WHAT YOU HAVE TO DO: Only the number is wanted: how many lines in the data contain "React"?

GIVEN INFORMATION:
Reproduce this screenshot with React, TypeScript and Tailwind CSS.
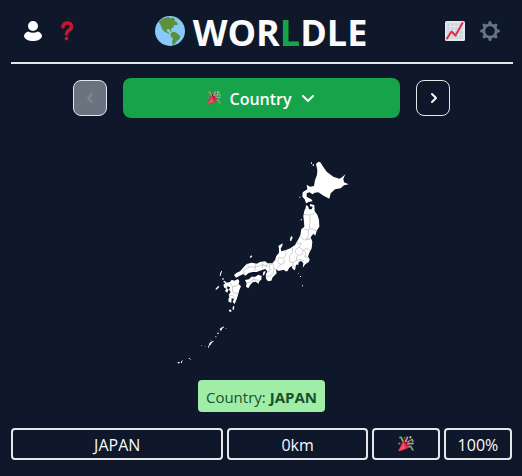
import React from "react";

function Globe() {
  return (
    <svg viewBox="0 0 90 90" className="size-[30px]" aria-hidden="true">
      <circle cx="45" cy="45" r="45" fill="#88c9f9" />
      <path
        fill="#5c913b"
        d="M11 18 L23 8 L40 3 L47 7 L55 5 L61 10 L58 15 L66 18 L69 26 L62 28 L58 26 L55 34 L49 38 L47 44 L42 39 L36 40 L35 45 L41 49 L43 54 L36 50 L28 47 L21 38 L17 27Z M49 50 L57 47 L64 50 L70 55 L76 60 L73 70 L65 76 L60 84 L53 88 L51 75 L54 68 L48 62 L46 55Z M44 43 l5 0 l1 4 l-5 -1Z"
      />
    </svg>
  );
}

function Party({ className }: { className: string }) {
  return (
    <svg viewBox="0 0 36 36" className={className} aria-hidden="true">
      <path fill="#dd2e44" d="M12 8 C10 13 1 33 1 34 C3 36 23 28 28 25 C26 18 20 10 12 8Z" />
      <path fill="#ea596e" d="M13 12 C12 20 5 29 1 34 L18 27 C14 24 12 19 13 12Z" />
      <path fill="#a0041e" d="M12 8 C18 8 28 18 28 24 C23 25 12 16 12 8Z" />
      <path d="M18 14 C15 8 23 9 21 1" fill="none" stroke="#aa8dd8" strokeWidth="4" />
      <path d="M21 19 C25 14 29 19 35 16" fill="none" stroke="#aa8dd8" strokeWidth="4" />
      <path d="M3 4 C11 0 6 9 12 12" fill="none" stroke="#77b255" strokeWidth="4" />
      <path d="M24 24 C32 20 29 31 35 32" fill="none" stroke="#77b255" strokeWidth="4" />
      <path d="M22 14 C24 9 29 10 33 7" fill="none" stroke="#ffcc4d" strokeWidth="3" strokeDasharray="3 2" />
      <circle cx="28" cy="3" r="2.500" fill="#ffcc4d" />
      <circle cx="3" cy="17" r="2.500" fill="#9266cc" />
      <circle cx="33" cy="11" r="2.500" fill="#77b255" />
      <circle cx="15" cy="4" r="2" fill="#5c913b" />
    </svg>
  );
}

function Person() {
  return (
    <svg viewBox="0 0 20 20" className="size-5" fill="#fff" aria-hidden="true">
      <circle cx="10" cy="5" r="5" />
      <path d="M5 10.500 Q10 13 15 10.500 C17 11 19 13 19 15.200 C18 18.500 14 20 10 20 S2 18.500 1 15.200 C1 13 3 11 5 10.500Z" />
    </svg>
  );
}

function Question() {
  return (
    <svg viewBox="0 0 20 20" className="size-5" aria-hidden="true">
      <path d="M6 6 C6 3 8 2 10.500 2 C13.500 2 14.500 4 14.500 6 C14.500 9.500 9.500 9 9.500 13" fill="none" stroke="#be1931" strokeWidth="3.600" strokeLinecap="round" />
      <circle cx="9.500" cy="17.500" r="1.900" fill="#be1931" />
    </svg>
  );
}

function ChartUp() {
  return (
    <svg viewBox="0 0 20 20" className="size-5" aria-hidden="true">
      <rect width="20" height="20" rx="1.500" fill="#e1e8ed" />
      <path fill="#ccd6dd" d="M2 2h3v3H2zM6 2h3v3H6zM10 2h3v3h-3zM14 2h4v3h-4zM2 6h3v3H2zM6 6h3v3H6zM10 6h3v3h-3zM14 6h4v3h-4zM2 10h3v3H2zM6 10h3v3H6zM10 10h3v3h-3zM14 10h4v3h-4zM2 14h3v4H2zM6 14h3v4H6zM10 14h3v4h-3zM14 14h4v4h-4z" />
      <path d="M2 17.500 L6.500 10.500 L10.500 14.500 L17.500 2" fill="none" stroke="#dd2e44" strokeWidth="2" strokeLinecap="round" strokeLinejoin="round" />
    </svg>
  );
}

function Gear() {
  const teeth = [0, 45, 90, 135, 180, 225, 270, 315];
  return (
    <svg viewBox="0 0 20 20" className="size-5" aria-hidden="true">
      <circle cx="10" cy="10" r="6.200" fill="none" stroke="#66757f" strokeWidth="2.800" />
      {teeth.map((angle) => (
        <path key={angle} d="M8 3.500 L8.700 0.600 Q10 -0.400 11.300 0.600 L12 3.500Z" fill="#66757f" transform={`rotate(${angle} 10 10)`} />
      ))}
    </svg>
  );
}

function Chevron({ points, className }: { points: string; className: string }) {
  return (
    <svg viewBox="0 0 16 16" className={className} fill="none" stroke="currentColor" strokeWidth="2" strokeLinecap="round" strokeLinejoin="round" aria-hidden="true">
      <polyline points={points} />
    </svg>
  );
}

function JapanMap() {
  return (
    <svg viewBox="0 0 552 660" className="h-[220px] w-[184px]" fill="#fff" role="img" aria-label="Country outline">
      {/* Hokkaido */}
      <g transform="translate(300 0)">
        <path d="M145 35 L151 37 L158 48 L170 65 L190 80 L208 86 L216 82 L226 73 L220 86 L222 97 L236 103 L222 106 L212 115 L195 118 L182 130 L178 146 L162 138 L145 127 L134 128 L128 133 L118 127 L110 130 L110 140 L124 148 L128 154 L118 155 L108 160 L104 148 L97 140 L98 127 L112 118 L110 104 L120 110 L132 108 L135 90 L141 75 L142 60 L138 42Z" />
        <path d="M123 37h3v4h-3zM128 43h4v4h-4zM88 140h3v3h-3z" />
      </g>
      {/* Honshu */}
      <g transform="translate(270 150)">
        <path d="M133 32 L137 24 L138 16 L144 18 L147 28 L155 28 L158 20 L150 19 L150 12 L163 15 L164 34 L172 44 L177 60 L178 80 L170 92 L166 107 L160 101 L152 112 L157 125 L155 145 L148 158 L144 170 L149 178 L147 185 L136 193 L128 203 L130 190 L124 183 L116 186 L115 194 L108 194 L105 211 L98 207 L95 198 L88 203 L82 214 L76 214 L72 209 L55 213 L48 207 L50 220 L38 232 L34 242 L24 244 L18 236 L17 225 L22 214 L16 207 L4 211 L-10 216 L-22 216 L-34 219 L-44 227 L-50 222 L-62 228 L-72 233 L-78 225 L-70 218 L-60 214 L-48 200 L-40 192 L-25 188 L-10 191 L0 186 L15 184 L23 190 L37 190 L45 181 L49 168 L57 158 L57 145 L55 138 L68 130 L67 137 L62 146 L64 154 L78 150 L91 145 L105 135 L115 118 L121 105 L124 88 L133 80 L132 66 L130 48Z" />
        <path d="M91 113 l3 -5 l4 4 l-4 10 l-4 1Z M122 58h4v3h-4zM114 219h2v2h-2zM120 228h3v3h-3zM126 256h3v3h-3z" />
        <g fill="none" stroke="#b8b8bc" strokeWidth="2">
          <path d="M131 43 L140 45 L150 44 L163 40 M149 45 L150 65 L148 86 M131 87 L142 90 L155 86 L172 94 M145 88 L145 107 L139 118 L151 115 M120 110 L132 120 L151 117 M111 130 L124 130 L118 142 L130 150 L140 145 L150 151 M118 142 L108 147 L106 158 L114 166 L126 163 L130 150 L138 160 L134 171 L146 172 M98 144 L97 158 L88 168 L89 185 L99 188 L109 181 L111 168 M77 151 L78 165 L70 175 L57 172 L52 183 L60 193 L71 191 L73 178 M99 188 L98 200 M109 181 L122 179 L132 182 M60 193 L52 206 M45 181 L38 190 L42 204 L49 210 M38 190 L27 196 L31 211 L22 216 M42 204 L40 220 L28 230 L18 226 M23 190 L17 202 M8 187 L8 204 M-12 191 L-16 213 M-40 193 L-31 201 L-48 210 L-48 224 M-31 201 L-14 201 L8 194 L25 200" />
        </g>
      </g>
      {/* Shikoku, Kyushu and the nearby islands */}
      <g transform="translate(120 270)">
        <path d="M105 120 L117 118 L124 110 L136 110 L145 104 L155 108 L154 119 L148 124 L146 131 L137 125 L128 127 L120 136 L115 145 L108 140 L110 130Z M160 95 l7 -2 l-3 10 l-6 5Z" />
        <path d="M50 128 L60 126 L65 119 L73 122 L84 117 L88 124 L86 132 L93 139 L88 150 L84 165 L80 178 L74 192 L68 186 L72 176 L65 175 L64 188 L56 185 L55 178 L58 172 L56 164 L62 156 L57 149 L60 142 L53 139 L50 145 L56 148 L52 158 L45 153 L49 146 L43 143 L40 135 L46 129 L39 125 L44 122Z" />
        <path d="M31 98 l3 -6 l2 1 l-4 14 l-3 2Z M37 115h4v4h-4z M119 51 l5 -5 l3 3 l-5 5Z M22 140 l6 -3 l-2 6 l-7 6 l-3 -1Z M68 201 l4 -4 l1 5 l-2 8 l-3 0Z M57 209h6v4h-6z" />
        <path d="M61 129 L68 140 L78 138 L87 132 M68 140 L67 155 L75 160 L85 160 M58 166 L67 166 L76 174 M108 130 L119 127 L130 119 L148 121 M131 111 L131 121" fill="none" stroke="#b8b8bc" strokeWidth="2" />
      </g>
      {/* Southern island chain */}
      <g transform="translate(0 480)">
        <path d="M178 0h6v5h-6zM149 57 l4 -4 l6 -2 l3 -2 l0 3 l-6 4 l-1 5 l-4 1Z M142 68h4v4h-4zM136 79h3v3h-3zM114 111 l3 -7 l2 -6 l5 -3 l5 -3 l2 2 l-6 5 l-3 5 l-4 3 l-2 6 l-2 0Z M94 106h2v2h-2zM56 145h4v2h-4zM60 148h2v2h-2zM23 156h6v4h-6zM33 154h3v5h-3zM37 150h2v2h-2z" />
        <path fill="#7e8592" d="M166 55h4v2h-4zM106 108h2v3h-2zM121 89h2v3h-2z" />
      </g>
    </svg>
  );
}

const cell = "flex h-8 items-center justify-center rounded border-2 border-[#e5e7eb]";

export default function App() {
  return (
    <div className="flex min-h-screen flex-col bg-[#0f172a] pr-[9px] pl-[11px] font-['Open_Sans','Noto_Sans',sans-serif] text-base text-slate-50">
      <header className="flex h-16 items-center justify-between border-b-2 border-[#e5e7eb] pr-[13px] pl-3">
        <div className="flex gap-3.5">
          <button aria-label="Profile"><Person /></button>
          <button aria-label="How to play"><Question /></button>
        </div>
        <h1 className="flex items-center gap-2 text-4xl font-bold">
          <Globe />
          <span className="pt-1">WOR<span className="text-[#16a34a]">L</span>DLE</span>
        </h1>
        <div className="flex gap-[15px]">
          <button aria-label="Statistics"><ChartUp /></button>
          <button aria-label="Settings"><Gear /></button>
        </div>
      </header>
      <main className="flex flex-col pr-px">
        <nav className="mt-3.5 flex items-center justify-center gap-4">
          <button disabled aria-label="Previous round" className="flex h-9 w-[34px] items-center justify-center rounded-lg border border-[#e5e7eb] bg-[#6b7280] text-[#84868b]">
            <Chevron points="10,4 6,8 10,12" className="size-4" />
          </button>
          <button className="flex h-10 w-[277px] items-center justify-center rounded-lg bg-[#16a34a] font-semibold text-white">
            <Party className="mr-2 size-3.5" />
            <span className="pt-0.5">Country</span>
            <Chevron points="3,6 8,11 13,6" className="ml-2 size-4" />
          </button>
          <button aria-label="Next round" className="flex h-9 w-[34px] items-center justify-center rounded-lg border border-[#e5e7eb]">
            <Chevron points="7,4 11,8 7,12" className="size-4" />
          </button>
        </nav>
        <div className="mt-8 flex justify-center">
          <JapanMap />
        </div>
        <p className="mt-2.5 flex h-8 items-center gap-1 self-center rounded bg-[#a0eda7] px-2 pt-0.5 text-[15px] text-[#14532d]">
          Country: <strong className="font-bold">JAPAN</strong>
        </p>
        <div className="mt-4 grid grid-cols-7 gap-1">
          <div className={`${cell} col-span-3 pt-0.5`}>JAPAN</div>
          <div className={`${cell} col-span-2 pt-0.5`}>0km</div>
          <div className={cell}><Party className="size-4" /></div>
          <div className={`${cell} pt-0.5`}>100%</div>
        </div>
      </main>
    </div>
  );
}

FULL SOLUTION: 2